Sigues hilvanando una historia excelente de excelente manera.

Soros dijo...

Gracias, Sara.
En los mentideros todo se sabía de muy buena tinta, especialmente lo concerniente a las mujeres que, como todo el mundo sabía, eran las que inducían a los "incautos e indefensos" hombres a la perdición. En todas las historias aparecía una mujer tentadora, sin la cual ninguna tragedia podía producirse. Entonces, cuál era la razón de todas las desgracias, sino ella. Si ya le pasó a Adán, qué me vas a contar. Si todo viene hasta avalado por la Biblia. :-)
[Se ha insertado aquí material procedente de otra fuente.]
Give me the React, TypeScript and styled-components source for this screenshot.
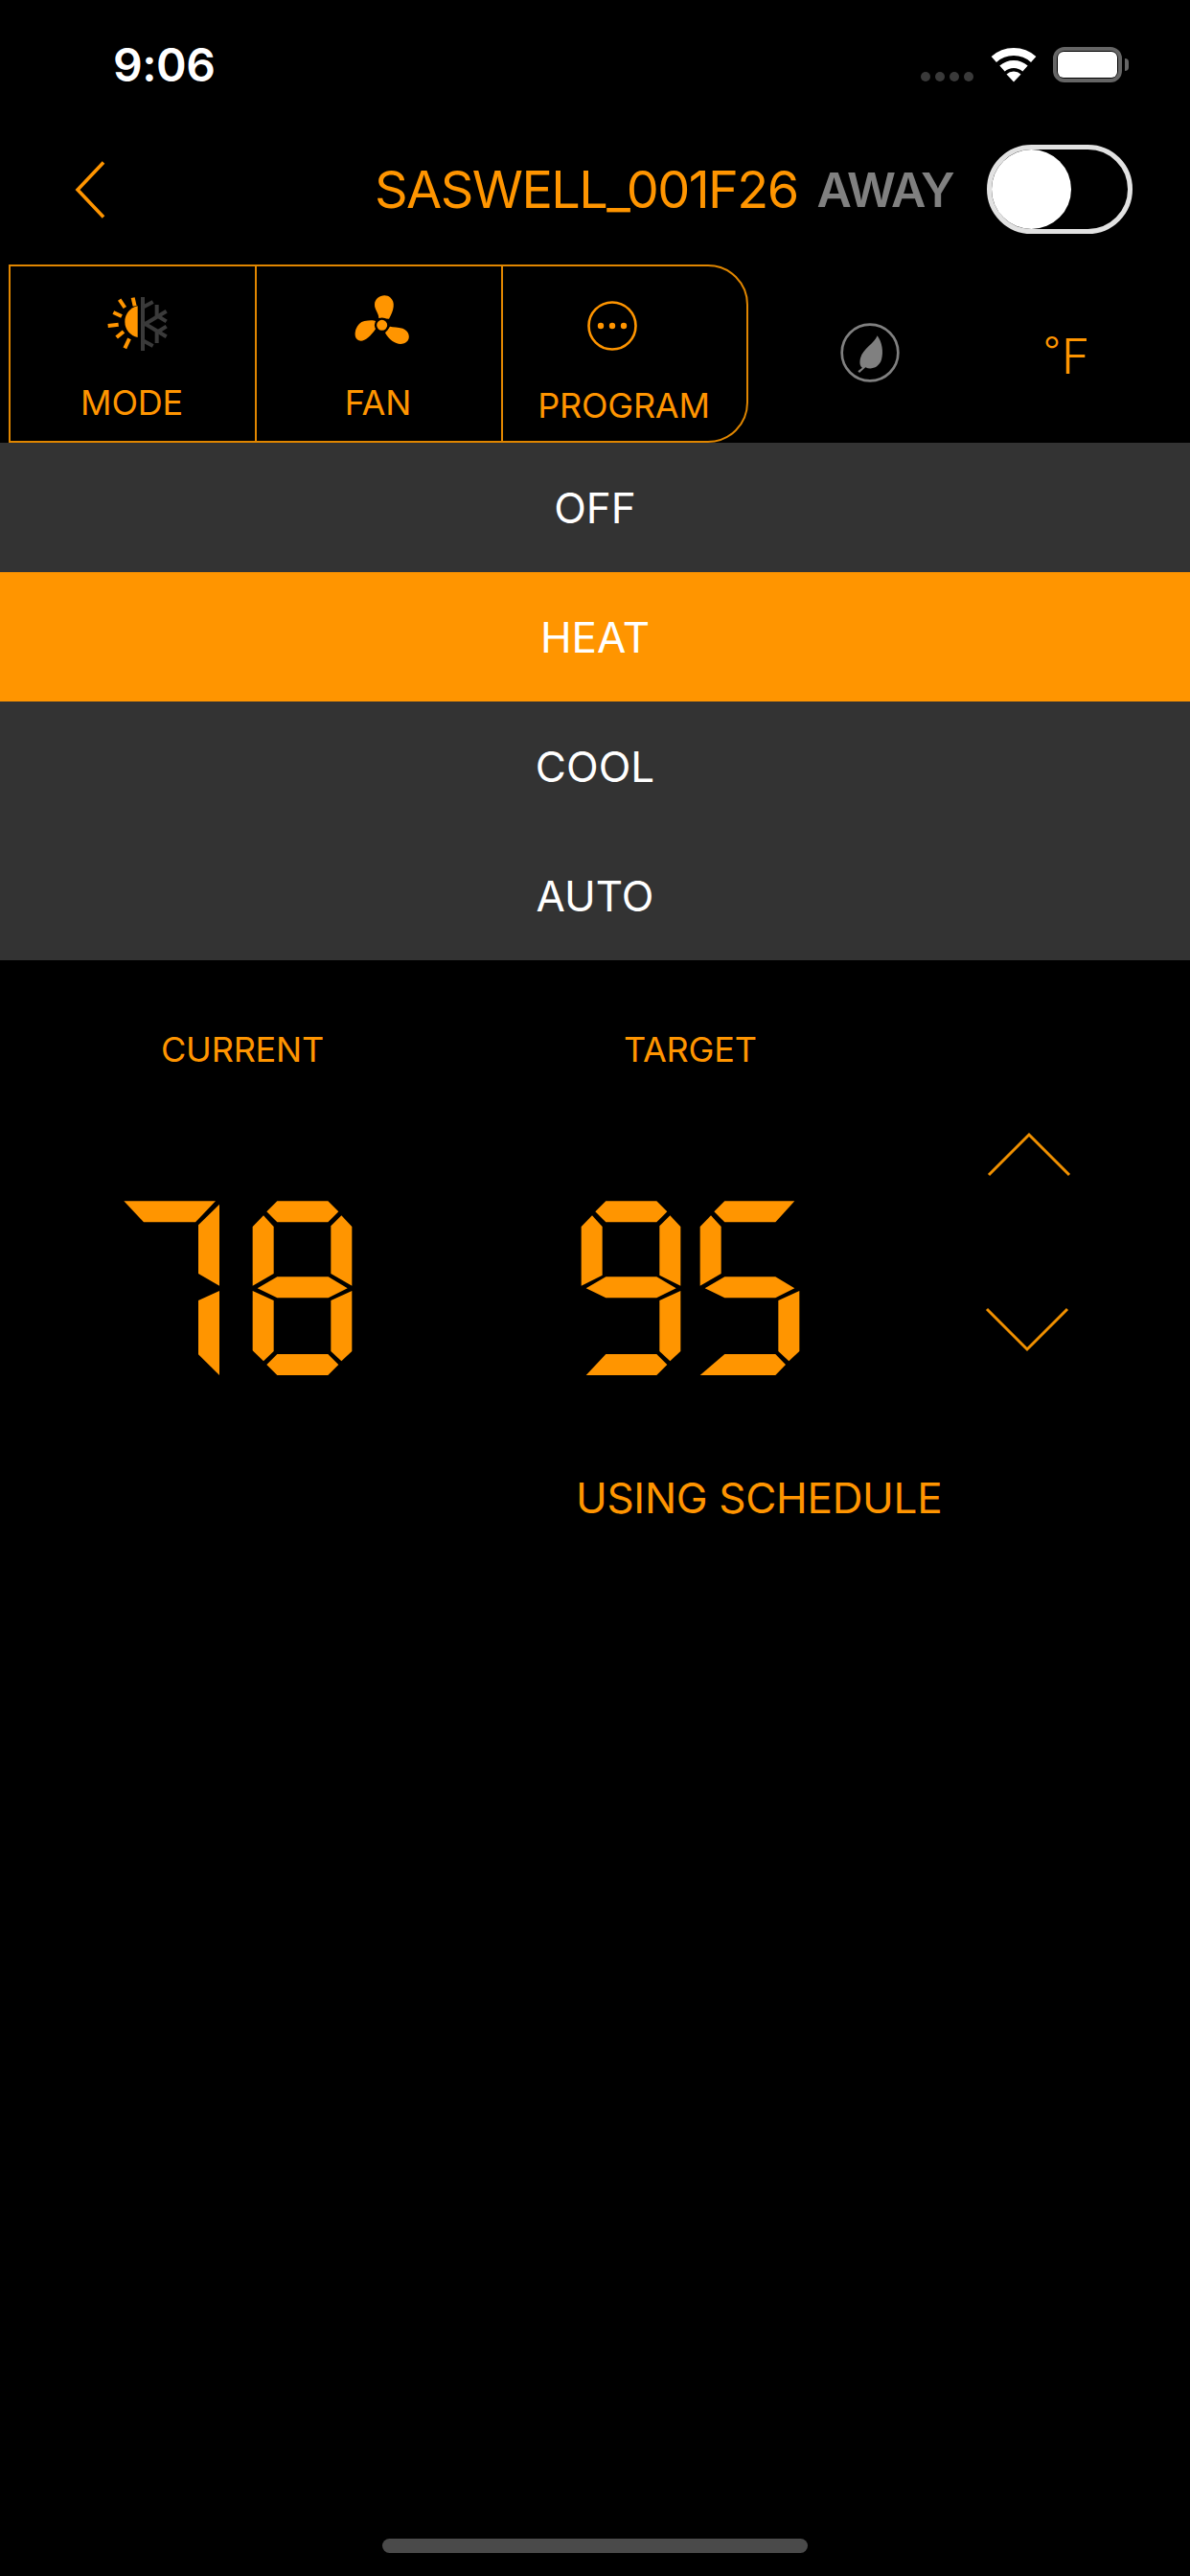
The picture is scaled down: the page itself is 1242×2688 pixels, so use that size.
import styled, { createGlobalStyle } from 'styled-components'

const ORANGE = '#ff9500'
const GRAY = '#808080'

const GlobalStyle = createGlobalStyle`
  html, body { margin: 0; padding: 0; background: #000; }
  * { box-sizing: border-box; }
  svg { display: block; }
`

const Screen = styled.div`
  width: 1242px;
  height: 2688px;
  background: #000;
  display: flex;
  flex-direction: column;
  font-family: Inter, "Liberation Sans", sans-serif;
  overflow: hidden;
`

/* status bar */
const StatusBar = styled.div`
  height: 120px;
  padding: 40px 64px 0 118px;
  display: flex;
  align-items: flex-start;
  justify-content: space-between;
`
const Clock = styled.div`
  color: #fff;
  font-size: 48px;
  font-weight: 600;
  line-height: 56px;
  letter-spacing: -0.5px;
`
const StatusIcons = styled.div`
  display: flex;
  align-items: flex-start;
  padding-top: 9px;
`
const SignalDots = styled.div`
  display: flex;
  gap: 5px;
  margin: 26px 18px 0 0;
`
const SignalDot = styled.span`
  width: 10px;
  height: 10px;
  border-radius: 50%;
  background: #3a3a3a;
`
const Battery = styled.div`
  width: 72px;
  height: 37px;
  margin-left: 17px;
  padding: 1px;
  border: 4px solid #666;
  border-radius: 12px;
  display: flex;
`
const BatteryFill = styled.div`
  flex: 1;
  background: #fff;
  border-radius: 6px;
`
const BatteryCap = styled.div`
  width: 4px;
  height: 13px;
  margin: 12px 0 0 3px;
  background: #666;
  border-radius: 0 4px 4px 0;
`

/* nav */
const NavBar = styled.div`
  height: 156px;
  padding: 0 60px 1px 77px;
  display: flex;
  align-items: center;
  justify-content: space-between;
`
const NavRight = styled.div`
  display: flex;
  align-items: center;
`
const DeviceName = styled.div`
  color: ${ORANGE};
  font-size: 54px;
  font-weight: 400;
  letter-spacing: -1.6px;
  line-height: 64px;
`
const AwayLabel = styled.div`
  color: ${GRAY};
  font-size: 50px;
  font-weight: 600;
  letter-spacing: -1.6px;
  line-height: 64px;
  margin: 0 35px 0 20px;
`
const Switch = styled.div`
  width: 152px;
  height: 93px;
  border: 5px solid #e2e2e2;
  border-radius: 47px;
  display: flex;
  align-items: center;
  background: #000;
`
const SwitchKnob = styled.div`
  width: 83px;
  height: 83px;
  border-radius: 50%;
  background: #fff;
`

/* tabs */
const TabRow = styled.div`
  height: 186px;
  padding-left: 9px;
  display: flex;
  align-items: stretch;
`
const Tab = styled.div<{ $first?: boolean; $last?: boolean }>`
  width: ${p => (p.$last ? '258px' : '259px')};
  margin-left: ${p => (p.$first ? '0' : '-2px')};
  border: 2px solid #e08600;
  border-radius: ${p => (p.$last ? '0 42px 42px 0' : '0')};
  display: flex;
  flex-direction: column;
  align-items: center;
  color: ${ORANGE};
`
const TabIcon = styled.div`
  height: 100px;
  margin-top: 2px;
  display: flex;
  align-items: center;
  justify-content: center;
`
const TabLabel = styled.div<{ $low?: boolean }>`
  font-size: 36px;
  line-height: 44px;
  margin-top: ${p => (p.$low ? '21px' : '18px')};
  margin-right: 2px;
  letter-spacing: -0.2px;
`
const EcoCell = styled.div`
  width: 254px;
  display: flex;
  align-items: center;
  justify-content: center;
  padding-bottom: 2px;
`
const UnitCell = styled.div`
  width: 152px;
  padding: 6px 0 0 4px;
  display: flex;
  align-items: center;
  justify-content: center;
  color: ${ORANGE};
  font-size: 50px;
  font-weight: 300;
  line-height: 60px;
`
const Degree = styled.span`
  font-size: 40px;
  line-height: 60px;
  margin: -12px 1px 0 0;
`

/* mode list */
const ModeList = styled.div`
  display: flex;
  flex-direction: column;
  background: #333;
`
const ModeRow = styled.div<{ $active?: boolean }>`
  height: 135px;
  display: flex;
  align-items: center;
  justify-content: center;
  color: #fff;
  font-size: 44px;
  background: ${p => (p.$active ? ORANGE : 'transparent')};
`

/* temperature readouts */
const Readouts = styled.div`
  padding: 68px 0 0 100px;
  display: grid;
  grid-template-columns: 480px 420px 150px;
  grid-template-rows: 50px 290px auto;
  row-gap: 40px;
`
const ReadoutLabel = styled.div<{ $indent: number }>`
  color: ${ORANGE};
  font-size: 36px;
  line-height: 50px;
  padding-left: ${p => p.$indent}px;
  letter-spacing: -0.2px;
`
const DigitsBox = styled.div`
  padding-top: 60px;
`
const Stepper = styled.div`
  grid-column: 3;
  grid-row: 1 / span 2;
  align-self: end;
  height: 290px;
`
const ScheduleNote = styled.div`
  grid-column: 2 / span 2;
  grid-row: 3;
  margin-top: 46px;
  padding-left: 21px;
  color: ${ORANGE};
  font-size: 44px;
  line-height: 54px;
  letter-spacing: -0.3px;
  white-space: nowrap;
`

const HomeBar = styled.div`
  width: 444px;
  height: 15px;
  margin: auto auto 24px;
  border-radius: 8px;
  background: #4a4a4a;
`

const WifiIcon = () => (
  <svg width="48" height="37" viewBox="0 0 48 37" fill="none" stroke="#fff" strokeWidth="8">
    <path d="M3.3 13A31 31 0 0 1 44.7 13" />
    <path d="M12 22.6A18 18 0 0 1 36 22.6" />
    <path d="M24 36.5L16.5 28.5A11 11 0 0 1 31.5 28.5Z" fill="#fff" stroke="none" />
  </svg>
)

const BackChevron = () => (
  <svg width="34" height="60" viewBox="0 0 34 60" fill="none" stroke={ORANGE} strokeWidth="3.6">
    <path d="M31 1.5L4 30L31 58.5" />
  </svg>
)

const ModeIcon = () => (
  <svg width="120" height="100" viewBox="-36 0 360 300">
    <path d="M158 118A50 50 0 0 0 158 216Z" fill={ORANGE} />
    <g stroke={ORANGE} strokeWidth="12" fill="none">
      <path d="M143 92L149 118" />
      <path d="M101 98L118 123" />
      <path d="M82 138L108 150" />
      <path d="M65 180L98 176" />
      <path d="M92 216L114 198" />
      <path d="M118 250L132 220" />
    </g>
    <g stroke="#3a3a3a" strokeWidth="12" fill="none">
      <path d="M174 90V258" />
      <path d="M174 122L206 105" />
      <path d="M174 226L206 243" />
      <path d="M178 176L248 134" />
      <path d="M178 172L248 214" />
      <path d="M218 114V152" />
      <path d="M218 196V234" />
      <path d="M222 150L248 166" />
      <path d="M222 198L248 182" />
    </g>
  </svg>
)

const FanIcon = () => (
  <svg width="120" height="100" viewBox="-18 -30 360 300" fill={ORANGE}>
    <path d="M192 128C208 100 212 76 197 62C178 46 148 60 147 82C146 100 160 110 160 126Z" />
    <path d="M150 160C130 190 106 206 92 192C78 178 90 140 115 135C130 132 145 132 150 135Z" />
    <path d="M180 172C195 200 225 216 245 202C262 190 255 165 235 158C220 153 205 155 195 152Z" />
    <circle cx="170" cy="148" r="20" stroke="#000" strokeWidth="7" />
  </svg>
)

const ProgramIcon = () => (
  <svg width="100" height="100" viewBox="-11 -34 100 100" fill={ORANGE}>
    <circle cx="26" cy="26" r="24.5" fill="none" stroke={ORANGE} strokeWidth="2.6" />
    <circle cx="14" cy="26" r="3.2" />
    <circle cx="26" cy="26" r="3.2" />
    <circle cx="38" cy="26" r="3.2" />
  </svg>
)

const EcoIcon = () => (
  <svg width="64" height="64" viewBox="286 227 192 192">
    <circle cx="382" cy="323" r="88" fill="none" stroke={GRAY} strokeWidth="8" />
    <path
      d="M405 270C395 295 360 310 352 340C348 358 352 366 358 370L344 381L349 386L368 369C385 378 410 370 418 345C425 320 420 290 405 270Z"
      fill={GRAY}
    />
  </svg>
)

// segment outlines traced at 3x, one svg per reading
const currentSegments = [
  '88,100 375,100 312,166 150,166',
  '321,175 387,110 387,365 321,327',
  '321,411 387,381 387,645 321,580',
  '535,133 568,100 727,100 760,133 727,166 568,166',
  '491,180 525,145 557,180 557,327 491,365',
  '736,178 769,145 802,180 802,365 736,327',
  '506,373 568,337 728,337 788,373 728,403 568,403',
  '491,381 557,411 557,570 525,601 491,568',
  '736,411 802,381 802,570 769,601 736,570',
  '535,612 568,579 727,579 760,612 727,645 568,645',
]

const targetSegments = [
  '124,133 157,100 316,100 349,133 316,166 157,166',
  '80,180 114,145 146,180 146,332 80,365',
  '325,178 358,145 391,180 391,365 325,332',
  '95,373 157,337 316,337 377,373 316,403 157,403',
  '325,411 391,381 391,570 358,601 325,570',
  '95,645 157,579 316,579 349,612 316,645',
  '496,133 529,100 748,100 688,166 529,166',
  '452,180 486,145 518,180 518,327 452,365',
  '467,373 529,337 688,337 748,373 688,403 529,403',
  '697,411 763,381 763,570 730,601 697,570',
  '452,645 529,579 688,579 720,612 688,645',
]

const Digits = ({ segments }: { segments: string[] }) => (
  <svg width="300" height="230" viewBox="0 0 900 690" fill={ORANGE}>
    {segments.map(points => (
      <polygon key={points} points={points} />
    ))}
  </svg>
)

const StepperArrows = () => (
  <svg width="150" height="270" viewBox="0 0 150 270" fill="none" stroke="#f09000" strokeWidth="3">
    <path d="M32 66L74 24L116 66" />
    <path d="M30 206L72 248L114 206" />
  </svg>
)

export default function App() {
  return (
    <Screen>
      <GlobalStyle />
      <StatusBar>
        <Clock>9:06</Clock>
        <StatusIcons>
          <SignalDots>
            <SignalDot />
            <SignalDot />
            <SignalDot />
            <SignalDot />
          </SignalDots>
          <WifiIcon />
          <Battery>
            <BatteryFill />
          </Battery>
          <BatteryCap />
        </StatusIcons>
      </StatusBar>

      <NavBar>
        <BackChevron />
        <NavRight>
          <DeviceName>SASWELL_001F26</DeviceName>
          <AwayLabel>AWAY</AwayLabel>
          <Switch>
            <SwitchKnob />
          </Switch>
        </NavRight>
      </NavBar>

      <TabRow>
        <Tab $first>
          <TabIcon>
            <ModeIcon />
          </TabIcon>
          <TabLabel>MODE</TabLabel>
        </Tab>
        <Tab>
          <TabIcon>
            <FanIcon />
          </TabIcon>
          <TabLabel>FAN</TabLabel>
        </Tab>
        <Tab $last>
          <TabIcon>
            <ProgramIcon />
          </TabIcon>
          <TabLabel $low>PROGRAM</TabLabel>
        </Tab>
        <EcoCell>
          <EcoIcon />
        </EcoCell>
        <UnitCell>
          <Degree>°</Degree>F
        </UnitCell>
      </TabRow>

      <ModeList>
        <ModeRow>OFF</ModeRow>
        <ModeRow $active>HEAT</ModeRow>
        <ModeRow>COOL</ModeRow>
        <ModeRow>AUTO</ModeRow>
      </ModeList>

      <Readouts>
        <ReadoutLabel $indent={68}>CURRENT</ReadoutLabel>
        <ReadoutLabel $indent={71}>TARGET</ReadoutLabel>
        <DigitsBox>
          <Digits segments={currentSegments} />
        </DigitsBox>
        <DigitsBox>
          <Digits segments={targetSegments} />
        </DigitsBox>
        <Stepper>
          <StepperArrows />
        </Stepper>
        <ScheduleNote>USING SCHEDULE</ScheduleNote>
      </Readouts>

      <HomeBar />
    </Screen>
  )
}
Conxita Casamitjana dijo...

A la gente le gusta hablar mucho y ensuciar más, buscar culpables y encontrarlos lo sean o no, todo por un buen chisme que repetir y repetir y como muy bien destacas si encima la protagonista es una mujer se le carga a ella todas las culpas y su "delito" siempre parece peor.
Mentiras, hipocresia, machismo y Lázaro que dudo mucho salga tan bien del asunto con ese informe con el que pretende cerrar su colaboración, como si fuera él el que escogiera.
Saludos

Anónimo dijo...

Lo de echar la culpa a una mujer es muy antiguo.
Mira la que lió Eva con la manzanita. Y desde entonces, una detrás de otra tentando sin parar.
Lázaro se ha querido despedir muy finamente pero me da que no le va a resultar tan fácil escapar de Mansoz y sus secuaces.

Anónimo dijo...

No me había dado cuenta de que ya habías hablado tú en un comentario de Adán y Eva ;)

Soros dijo...

Conxita, Lázaro es un iluso que, aun en las situaciones más comprometidas, no duda de la honorabilidad de las personas y, mucho menos, de la palabra dada.
Las comidillas de calle y de bar son, han sido y serán deporte nacional. Tanto es así que ahora se elevan a los espacios televisivos obteniendo, naturalmente, muy buenas audiencias. Y también es cierto que hay muchas personas decididas a vender su intimidad si el dinero compensa. La intimidad es una mercadería más. Antes se especulaba con ella gratuitamente sólo en las calles y ahora también, previo pago, en los espacios de algunas televisiones.

Soros dijo...

Claro, Palomamzs, si es que ya le crearon a la mujer mala fama desde que apareció en la historia. Parece que el machismo lo traemos de serie. Hubo tiempos y países en que ningún hombre podía ser acusado de nada por una mujer. Y mientras es habitual en los hombres hablar de "su mujer" con un posesivo rutinari, las pocas mujeres que dicen "mi hombre" no parecen hacerlo por sentido de pertenencia, sino más bien de admiración hacia el varón que les ha tocado. Hasta el lenguaje pervierte la relación entre hombres y mujeres. Y ni los posesivos usados por unos y por otras denotan la misma sensación al que los lee. Y muchas cosas más.